There is something pretty special about going away on a yoga retreat. I’m just back from my annual retreat in the World Heritage listed mountain rainforest near where I’m lucky to live–two nights, barely 44 hours, but long enough to relax, refresh and rejuvenate. Bliss.
From brief breaks away to week-long (or longer) retreats in exotic locales, a yoga retreat gifts us time and space to stop, be still, to release and to take our yoga practice to a whole new level.
I am so grateful for the chance to retreat (especially to hubby for keeping the home-fires burning with the kids), even as I dream of a longer, more exotic version (Bali is calling) one day.
If time, finances and commitments don’t allow you to get away, here’s how to create a sense of sanctuary where you are.
1. Create a sacred space in your own home.
It doesn’t have to be big, a corner will do, and the yoga mat doesn’t have to stay permanently rolled out. Create a little shrine on a small table or low stool – add candles, flowers, a yoga or spiritual statuette that appeals, and have a bolster and cushions handy for meditation. A blanket or throw will cozy up the space for cold morning meditations.
2. Stimulate the senses…all of them.
Scent is a great way to transport the mind and body into the soul. Use scented candles, an oil burner or aromatherapy scent sticks or try essential oils applied topically or sprayed with water in a spritzer. Infuse your space with your favorite warm or cool earth or floral scent.
3. Find nature in your own backyard (or balcony).
Find a space where you can feel the warmth of the sun, and preferably where you can feel the earth between your toes. If no space is available in an apartment, then stake out a spot in a nearby park and create your own sacred natural space.
Take your shoes off and ground your feet to the earth, standing in Mountain pose (Tadasana) or taking Downward Facing Dog and spreading your fingers into the grass. Salute to the sun while being warmed by it. Go to a beach and sink your feet and hands into the sand, even your whole body in Savasana (forget the towel, other than to brush off the sand, or dry yourself after a refreshing swim).
If you can, do a walking meditation in a bush, forest or mountain area. Make birdsong your meditation soundtrack.
4. Create your own stimulating or soulful soundtrack for your home practice.
Choose songs that speak to you, nature sounds, music that uplifts, mantras that calm and support relaxation and emotional release. Take your music wherever you go on your playlist, so one song or mantra played at work, or in a stressful or sad moment has the power to transport you back to that sense of yoga sanctuary.
5. Practice Pranayama.
When you use a routine breathing or pranayama practice that promotes relaxation and a sense of retreat, you have the opportunity to recreate that feeling within you, literally with every breath. Bumble-bee breathing works for me as it withdraws external noise and is very internalizing. A retreat is really about going inside, wherever you are.

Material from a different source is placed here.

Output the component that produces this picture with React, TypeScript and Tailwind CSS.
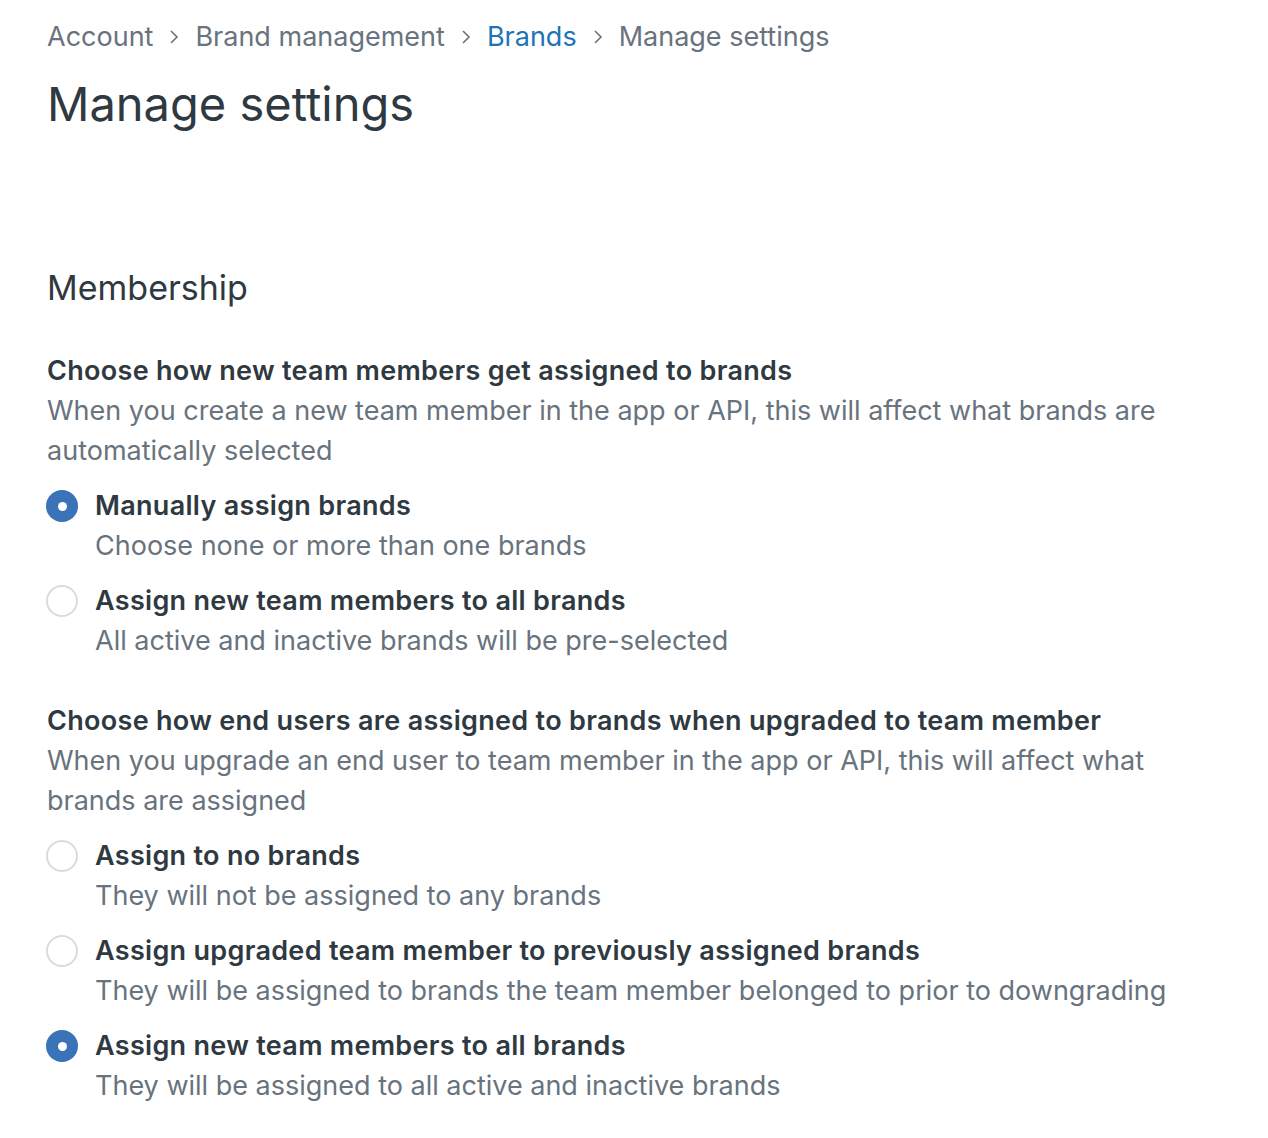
import { useState } from 'react'

type Option = { id: string; label: string; hint: string }

const groupOne: Option[] = [
  { id: 'manual', label: 'Manually assign brands', hint: 'Choose none or more than one brands' },
  { id: 'all', label: 'Assign new team members to all brands', hint: 'All active and inactive brands will be pre-selected' },
]

const groupTwo: Option[] = [
  { id: 'none', label: 'Assign to no brands', hint: 'They will not be assigned to any brands' },
  { id: 'previous', label: 'Assign upgraded team member to previously assigned brands', hint: 'They will be assigned to brands the team member belonged to prior to downgrading' },
  { id: 'all', label: 'Assign new team members to all brands', hint: 'They will be assigned to all active and inactive brands' },
]

function Chevron() {
  return (
    <svg width="12" height="18" viewBox="0 0 12 18" fill="none" stroke="currentColor" strokeWidth="1.6" className="mx-[15px] text-[#68737d]">
      <polyline points="3 3 9 9 3 15" />
    </svg>
  )
}

function RadioGroup({ options, value, onChange }: { options: Option[]; value: string; onChange: (v: string) => void }) {
  return (
    <div className="mt-[15px] flex flex-col gap-[15px]">
      {options.map(opt => {
        const checked = opt.id === value
        return (
          <label key={opt.id} className="flex cursor-pointer items-start gap-[17px]" onClick={() => onChange(opt.id)}>
            <span
              className={
                checked
                  ? '-ml-px mt-[4px] flex h-[32px] w-[32px] shrink-0 items-center justify-center rounded-full bg-[#3b73b9]'
                  : '-ml-px mt-[4px] flex h-[32px] w-[32px] shrink-0 items-center justify-center rounded-full border-2 border-[#d8dcde] bg-white'
              }
            >
              {checked && <span className="h-[9px] w-[9px] rounded-full bg-white" />}
            </span>
            <span>
              <span className="block font-semibold tracking-[0.3px] text-[#2f3941]">{opt.label}</span>
              <span className="block text-[#68737d]">{opt.hint}</span>
            </span>
          </label>
        )
      })}
    </div>
  )
}

export default function App() {
  const [newMember, setNewMember] = useState('manual')
  const [upgraded, setUpgraded] = useState('all')

  return (
    <div className="min-h-screen bg-white px-[47px] pt-[15px] text-[27px] leading-[40px] text-[#2f3941]" style={{ fontFamily: 'Inter, "Noto Sans", sans-serif' }}>
      {/* Breadcrumb */}
      <nav className="flex items-center leading-[44px] text-[#68737d]">
        <span>Account</span>
        <Chevron />
        <span>Brand management</span>
        <Chevron />
        <a className="text-[#1f73b7]">Brands</a>
        <Chevron />
        <span>Manage settings</span>
      </nav>

      <h1 className="mt-[17px] text-[47px] leading-[56px] font-normal text-[#2f3941]">Manage settings</h1>

      <section className="mt-[132px]">
        <h2 className="text-[34px] leading-[48px] text-[#2f3941]">Membership</h2>

        <div className="mt-[39px]">
          <h3 className="font-semibold tracking-[0.3px]">Choose how new team members get assigned to brands</h3>
          <p className="text-[#68737d]">
            When you create a new team member in the app or API, this will affect what brands are automatically selected
          </p>
          <RadioGroup options={groupOne} value={newMember} onChange={setNewMember} />
        </div>

        <div className="mt-[40px]">
          <h3 className="font-semibold tracking-[0.3px]">Choose how end users are assigned to brands when upgraded to team member</h3>
          <p className="max-w-[1120px] text-[#68737d]">
            When you upgrade an end user to team member in the app or API, this will affect what brands are assigned
          </p>
          <RadioGroup options={groupTwo} value={upgraded} onChange={setUpgraded} />
        </div>
      </section>
    </div>
  )
}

6. Practice Yin Yoga or a set sequence.
Hold several long-hold yin yoga postures, perhaps targeting your hips or your heart. If you follow an intelligent set then the practice can become a go-to routine that feels a little like a retreat whenever and wherever you practice. The same can be said for a vinyasa flow sequence.
7. Try something new!
Retreats often take us out of our comfort zones in taking us more deeply inside ourselves. Set aside time to try and practice a challenging asana or meditation. The focus required will help you zone out in the way you get to do on a retreat, away from the usual daily distractions.
8. Read yoga or spiritual texts and books.
Create a sense of sanctuary in snuggling up somewhere (or finding a hammock or sunny spot) to immerse yourself in enlightening words. Books are portable, so you can revive that feeling wherever you go.
9. Lengthen your experience.
If you can’t manage to get away, then carve out time to feel like you’ve gone somewhere. Do a class followed by a long meditation. Practice asana followed by a meditation walk in nature. If you normally only manage a 30 minute home practice or hour class, then two hours will feel special. A three-hour yoga workshop will really start to feel like a retreat.
10. Practice mindulness.
Be mindful in whatever way recalls a sense of retreat for you and practice gratitude in that mindful moment or moments.
And lastly, don’t be afraid to cry. In my experience, retreats tend to bring up a both tears and joy. Feel your emotions and be alive. Enjoy.